What is asked
Your task is to print the material below exactly as presented.

Data

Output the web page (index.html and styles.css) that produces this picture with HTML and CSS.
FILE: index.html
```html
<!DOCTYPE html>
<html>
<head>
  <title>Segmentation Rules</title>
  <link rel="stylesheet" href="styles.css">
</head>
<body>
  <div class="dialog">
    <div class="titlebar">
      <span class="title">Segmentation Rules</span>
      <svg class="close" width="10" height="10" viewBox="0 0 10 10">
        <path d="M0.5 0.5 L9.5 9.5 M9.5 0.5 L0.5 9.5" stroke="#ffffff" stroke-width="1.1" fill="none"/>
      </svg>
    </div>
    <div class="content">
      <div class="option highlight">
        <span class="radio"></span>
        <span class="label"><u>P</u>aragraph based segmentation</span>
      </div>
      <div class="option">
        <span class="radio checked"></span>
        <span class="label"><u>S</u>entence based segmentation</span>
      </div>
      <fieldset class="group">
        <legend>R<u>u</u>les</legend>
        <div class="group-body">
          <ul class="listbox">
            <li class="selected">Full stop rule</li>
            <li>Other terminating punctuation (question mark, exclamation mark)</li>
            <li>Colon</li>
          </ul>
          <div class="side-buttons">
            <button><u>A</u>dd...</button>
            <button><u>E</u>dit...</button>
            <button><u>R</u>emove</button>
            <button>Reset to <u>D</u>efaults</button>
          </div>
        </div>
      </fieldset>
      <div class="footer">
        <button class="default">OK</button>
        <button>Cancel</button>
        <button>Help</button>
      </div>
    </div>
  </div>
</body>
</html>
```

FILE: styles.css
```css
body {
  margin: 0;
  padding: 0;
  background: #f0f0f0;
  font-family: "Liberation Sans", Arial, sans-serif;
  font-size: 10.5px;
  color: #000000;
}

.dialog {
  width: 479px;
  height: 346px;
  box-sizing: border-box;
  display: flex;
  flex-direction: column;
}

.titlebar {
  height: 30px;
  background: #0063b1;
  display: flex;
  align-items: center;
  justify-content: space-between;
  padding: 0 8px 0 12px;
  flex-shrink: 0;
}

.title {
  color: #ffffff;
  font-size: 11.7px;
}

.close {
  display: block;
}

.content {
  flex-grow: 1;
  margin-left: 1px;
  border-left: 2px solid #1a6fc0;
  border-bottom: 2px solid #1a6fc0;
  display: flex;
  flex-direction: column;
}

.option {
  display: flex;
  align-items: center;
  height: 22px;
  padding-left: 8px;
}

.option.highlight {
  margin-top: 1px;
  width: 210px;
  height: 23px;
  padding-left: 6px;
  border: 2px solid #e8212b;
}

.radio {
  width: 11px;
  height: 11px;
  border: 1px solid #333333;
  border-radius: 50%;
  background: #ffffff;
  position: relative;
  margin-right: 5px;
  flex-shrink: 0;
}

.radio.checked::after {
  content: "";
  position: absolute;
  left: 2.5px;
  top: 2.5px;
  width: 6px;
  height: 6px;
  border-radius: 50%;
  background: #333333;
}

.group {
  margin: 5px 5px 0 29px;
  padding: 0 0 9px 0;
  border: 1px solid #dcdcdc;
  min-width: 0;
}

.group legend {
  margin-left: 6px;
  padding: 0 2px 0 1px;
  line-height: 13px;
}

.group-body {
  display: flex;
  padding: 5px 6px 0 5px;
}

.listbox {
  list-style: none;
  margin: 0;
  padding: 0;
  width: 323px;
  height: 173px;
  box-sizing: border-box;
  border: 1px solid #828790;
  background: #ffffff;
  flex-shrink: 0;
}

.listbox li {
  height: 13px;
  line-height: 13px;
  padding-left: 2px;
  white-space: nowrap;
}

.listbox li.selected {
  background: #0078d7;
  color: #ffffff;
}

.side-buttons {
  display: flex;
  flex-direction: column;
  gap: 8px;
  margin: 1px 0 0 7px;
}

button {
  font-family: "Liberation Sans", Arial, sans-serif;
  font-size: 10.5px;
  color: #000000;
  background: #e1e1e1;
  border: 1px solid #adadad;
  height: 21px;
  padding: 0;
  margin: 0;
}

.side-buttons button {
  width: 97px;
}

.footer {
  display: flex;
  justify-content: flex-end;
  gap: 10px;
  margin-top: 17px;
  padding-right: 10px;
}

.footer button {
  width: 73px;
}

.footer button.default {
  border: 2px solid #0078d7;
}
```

Written answer
Output the web page (index.html and styles.css) that produces this picture with HTML and CSS.
FILE: index.html
```html
<!DOCTYPE html>
<html>
<head>
  <title>Segmentation Rules</title>
  <link rel="stylesheet" href="styles.css">
</head>
<body>
  <div class="dialog">
    <div class="titlebar">
      <span class="title">Segmentation Rules</span>
      <svg class="close" width="10" height="10" viewBox="0 0 10 10">
        <path d="M0.5 0.5 L9.5 9.5 M9.5 0.5 L0.5 9.5" stroke="#ffffff" stroke-width="1.1" fill="none"/>
      </svg>
    </div>
    <div class="content">
      <div class="option highlight">
        <span class="radio"></span>
        <span class="label"><u>P</u>aragraph based segmentation</span>
      </div>
      <div class="option">
        <span class="radio checked"></span>
        <span class="label"><u>S</u>entence based segmentation</span>
      </div>
      <fieldset class="group">
        <legend>R<u>u</u>les</legend>
        <div class="group-body">
          <ul class="listbox">
            <li class="selected">Full stop rule</li>
            <li>Other terminating punctuation (question mark, exclamation mark)</li>
            <li>Colon</li>
          </ul>
          <div class="side-buttons">
            <button><u>A</u>dd...</button>
            <button><u>E</u>dit...</button>
            <button><u>R</u>emove</button>
            <button>Reset to <u>D</u>efaults</button>
          </div>
        </div>
      </fieldset>
      <div class="footer">
        <button class="default">OK</button>
        <button>Cancel</button>
        <button>Help</button>
      </div>
    </div>
  </div>
</body>
</html>
```

FILE: styles.css
```css
body {
  margin: 0;
  padding: 0;
  background: #f0f0f0;
  font-family: "Liberation Sans", Arial, sans-serif;
  font-size: 10.5px;
  color: #000000;
}

.dialog {
  width: 479px;
  height: 346px;
  box-sizing: border-box;
  display: flex;
  flex-direction: column;
}

.titlebar {
  height: 30px;
  background: #0063b1;
  display: flex;
  align-items: center;
  justify-content: space-between;
  padding: 0 8px 0 12px;
  flex-shrink: 0;
}

.title {
  color: #ffffff;
  font-size: 11.7px;
}

.close {
  display: block;
}

.content {
  flex-grow: 1;
  margin-left: 1px;
  border-left: 2px solid #1a6fc0;
  border-bottom: 2px solid #1a6fc0;
  display: flex;
  flex-direction: column;
}

.option {
  display: flex;
  align-items: center;
  height: 22px;
  padding-left: 8px;
}

.option.highlight {
  margin-top: 1px;
  width: 210px;
  height: 23px;
  padding-left: 6px;
  border: 2px solid #e8212b;
}

.radio {
  width: 11px;
  height: 11px;
  border: 1px solid #333333;
  border-radius: 50%;
  background: #ffffff;
  position: relative;
  margin-right: 5px;
  flex-shrink: 0;
}

.radio.checked::after {
  content: "";
  position: absolute;
  left: 2.5px;
  top: 2.5px;
  width: 6px;
  height: 6px;
  border-radius: 50%;
  background: #333333;
}

.group {
  margin: 5px 5px 0 29px;
  padding: 0 0 9px 0;
  border: 1px solid #dcdcdc;
  min-width: 0;
}

.group legend {
  margin-left: 6px;
  padding: 0 2px 0 1px;
  line-height: 13px;
}

.group-body {
  display: flex;
  padding: 5px 6px 0 5px;
}

.listbox {
  list-style: none;
  margin: 0;
  padding: 0;
  width: 323px;
  height: 173px;
  box-sizing: border-box;
  border: 1px solid #828790;
  background: #ffffff;
  flex-shrink: 0;
}

.listbox li {
  height: 13px;
  line-height: 13px;
  padding-left: 2px;
  white-space: nowrap;
}

.listbox li.selected {
  background: #0078d7;
  color: #ffffff;
}

.side-buttons {
  display: flex;
  flex-direction: column;
  gap: 8px;
  margin: 1px 0 0 7px;
}

button {
  font-family: "Liberation Sans", Arial, sans-serif;
  font-size: 10.5px;
  color: #000000;
  background: #e1e1e1;
  border: 1px solid #adadad;
  height: 21px;
  padding: 0;
  margin: 0;
}

.side-buttons button {
  width: 97px;
}

.footer {
  display: flex;
  justify-content: flex-end;
  gap: 10px;
  margin-top: 17px;
  padding-right: 10px;
}

.footer button {
  width: 73px;
}

.footer button.default {
  border: 2px solid #0078d7;
}
```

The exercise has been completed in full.